The Settling House was originally used by traders to complete their business, with the toll collector given permission to sell ginger beer and buns. The building soon became the central hub of the cattle market, the place where traders met and tickets to the auctions were handed out.
At the Museum, this building represents a time when the market was not just a place for meeting people and doing business but the symbolic meeting point between town and country, and the place where the dependence of one upon the other was most apparent.


Izobelle just ran straight to the cow and started `milking it` - she doesn't miss a trick!


Doing some exercise before we move on.


An ancient caravan parked for an event the following weekend. 


Among the things Izobelle tried her hand at - a spot of weaving. I think that another time we will bring Izobelle back to try her hand at a few other things. She was very interested in the parts we did see.


'Friends of the Lake' sculpture, Needham Lake is a wooden sculpture by Ben Platt-Mills, commissioned and funded in 2001 by Mid Suffolk District Council, is situated on the bank of Needham Lake. It represents a mother and daughter, with the former holding the neck of a swan.
In the afternoon we visited Needham lakes where the sculpture above is situated, and after a short walk and some playing in the play area, headed for home.

Tuesday, 1 August 2017

Great medieval churches - Woolpit

The church of The Blessed Virgin Mary in Woolpit is one of the great medieval churches of Suffolk, a county blessed with some of the finest country churches in England. Like so many other Suffolk villages Woolpit owes its superb church to the wealth of the medieval wool trade, but there was a church on this spot centuries before Suffolk wool merchants gained their wealth.

Woolpit became a destination for pilgrims during the medieval period, when it held a richly decorated statue of Our Lady in its own chapel. No trace of this chapel now survives but it was probably on the north side of the chancel, where the vestry now stands. Alternatively, it may have stood at the east end of the south aisle. Pilgrims began arriving at least as early as 1211 when the Bishop of Norwich ordered that their offerings be given to St Edmundsbury Abbey.

The Shrine of Our Lady of Woolpit became extremely popular during the 15th and 16th centuries. Henry VI visited twice, and Queen Elizabeth of York, wife of Henry VII, ordered that a pilgrimage be made on her behalf in 1501.
How old is it? 
Victorian tower apart, this is a medieval building and the original church went back even further to before the Norman Conquest. The chapel and statue of Our Lady of Woolpit was popular with pilgrims in medieval times, which accounts for the expensive detail, and records go back to 1211 when the church was still in the hands of the St Edmundsbury Abbey.
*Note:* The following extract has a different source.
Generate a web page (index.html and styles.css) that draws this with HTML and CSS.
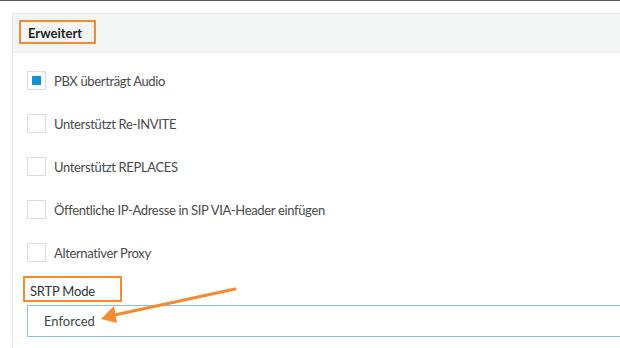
FILE: index.html
```html
<!DOCTYPE html>
<html lang="de">
<head>
    <meta charset="UTF-8">
    <title>Erweitert</title>
    <link rel="stylesheet" href="styles.css">
</head>
<body>
    <div class="topline"></div>

    <!-- Panel -->
    <div class="panel">
        <div class="panel-head">
            <span class="mark title">Erweitert</span>
        </div>

        <div class="panel-body">
            <label class="check-row">
                <span class="box checked"></span>
                <span>PBX überträgt Audio</span>
            </label>
            <label class="check-row">
                <span class="box"></span>
                <span>Unterstützt Re-INVITE</span>
            </label>
            <label class="check-row">
                <span class="box"></span>
                <span>Unterstützt REPLACES</span>
            </label>
            <label class="check-row">
                <span class="box"></span>
                <span>Öffentliche IP-Adresse in SIP VIA-Header einfügen</span>
            </label>
            <label class="check-row">
                <span class="box"></span>
                <span>Alternativer Proxy</span>
            </label>

            <div class="field">
                <span class="mark field-label">SRTP Mode</span>
                <div class="select">Enforced</div>
            </div>
        </div>
    </div>

    <!-- Pfeil -->
    <svg class="arrow" width="620" height="348" viewBox="0 0 620 348">
        <line x1="235" y1="289" x2="110" y2="316" stroke="#f7892e" stroke-width="3" stroke-linecap="round"/>
        <path d="M101 319 L114 306 L117 323 Z" fill="#f7892e"/>
    </svg>
</body>
</html>
```

FILE: styles.css
```css
html, body {
    margin: 0;
    padding: 0;
    background-color: #ffffff;
    font-family: "Source Sans Pro", Lato, "Open Sans", sans-serif;
    color: #4a4a4a;
    width: 620px;
    height: 348px;
    overflow: hidden;
    position: relative;
}

.topline {
    height: 1px;
    background-color: #5a5a5a;
}

/* Panel */
.panel {
    margin: 12px 0 0 12px;
    border: 1px solid #e4e8e8;
    border-right: none;
    height: 340px;
}

.panel-head {
    background-color: #f4f6f6;
    height: 39px;
    border-bottom: 1px solid #eceeee;
    padding: 6px 0 0 6px;
    box-sizing: border-box;
}

.mark {
    display: inline-block;
    border: 2px solid #f7892e;
    box-sizing: border-box;
}

.title {
    width: 77px;
    height: 24px;
    padding: 3px 0 0 7px;
    font-size: 13px;
    font-weight: bold;
    color: #1e1e1e;
}

.panel-body {
    padding: 18px 0 0 14px;
}

.check-row {
    display: flex;
    align-items: center;
    gap: 8px;
    height: 19px;
    margin-bottom: 24px;
    font-size: 13px;
    letter-spacing: -0.35px;
    color: #4a4a4a;
}

.box {
    width: 17px;
    height: 17px;
    border: 1px solid #dadddd;
    background-color: #ffffff;
    position: relative;
}

.box.checked::after {
    content: "";
    position: absolute;
    left: 4px;
    top: 4px;
    width: 9px;
    height: 9px;
    background-color: #1591d6;
}

.field {
    margin-top: -10px;
}

.field-label {
    width: 99px;
    height: 26px;
    margin-left: -4px;
    padding: 5px 0 0 5px;
    font-size: 13px;
    letter-spacing: -0.2px;
    color: #333333;
}

.select {
    margin-top: 3px;
    height: 32px;
    border: 1px solid #8dc1e3;
    border-right: none;
    box-sizing: border-box;
    padding: 7px 0 0 16px;
    font-size: 13px;
    color: #444444;
}

.arrow {
    position: absolute;
    left: 0;
    top: 0;
}
```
The present nave and chancel date back to the 14th century; the pews and chancel screen 15th century, although considerable renovation took place to the screen in 19th century. 


The magnificent tower / spire of St Mary`s in Woolpit


St Mary's is worth visiting for its superb double-hammer beam roof, decorated with carved figures of angels.


Iconoclast William Dowsing did his best to destroy the angels in 1644. His deputy found 80 'superstitious Pictures' some of which he destroyed and others he ordered to be taken down. Many of the angel's heads were defaced but these were sensitively restored in the 19th century.



Other highlights include beautifully carved medieval bench ends decorated with a wide variety of carved figures. These figures probably survived because the Puritans considered them heraldic symbols rather than religious. Eye-catching figures include griffins and a very mournful looking dog.


Another highlight is a finely crafted south porch dating to 1430-1455. Over the porch arch is a parvise, a small chamber possibly used for storing important documents. The porch roof is vaulted with exceptionally detailed lierne vaulting and decorated bosses.


The eagle lectern is a rare early Tudor relic, made around 1520 and one of just 20 surviving examples made to accept a chained Bible. A local tradition suggests that Elizabeth I gave the lectern to the church, though there is no proof of this. The queen did visit nearby Haughley Park in 1600 and sent one of her knights to visit Woolpit on her behalf. It is certainly possible that he gave the parishioners money that was used to buy the lectern.



The screen is 15th century, though the gates are Jacobean. The screen is painted and gilded, and retains the medieval beam made to hold the rood, or crucifix. The base of the screen is painted with figures of saints including St Withburga, St Edmund, St Etheldreda, and St Felix. The face of St Felix is actually a portrait of Henry Page, the serving rector at the time of the Victorian restoration. 


Over the arch is a beautifully vaulted painted dedication board, decorated with figures of angels.


Each end of the chancel choir stalls has a bench end with an intricate figure of a Green Man. Set against the wall is a fascinating carving of a woodwose, a wild man of the woods figure found throughout East Anglia.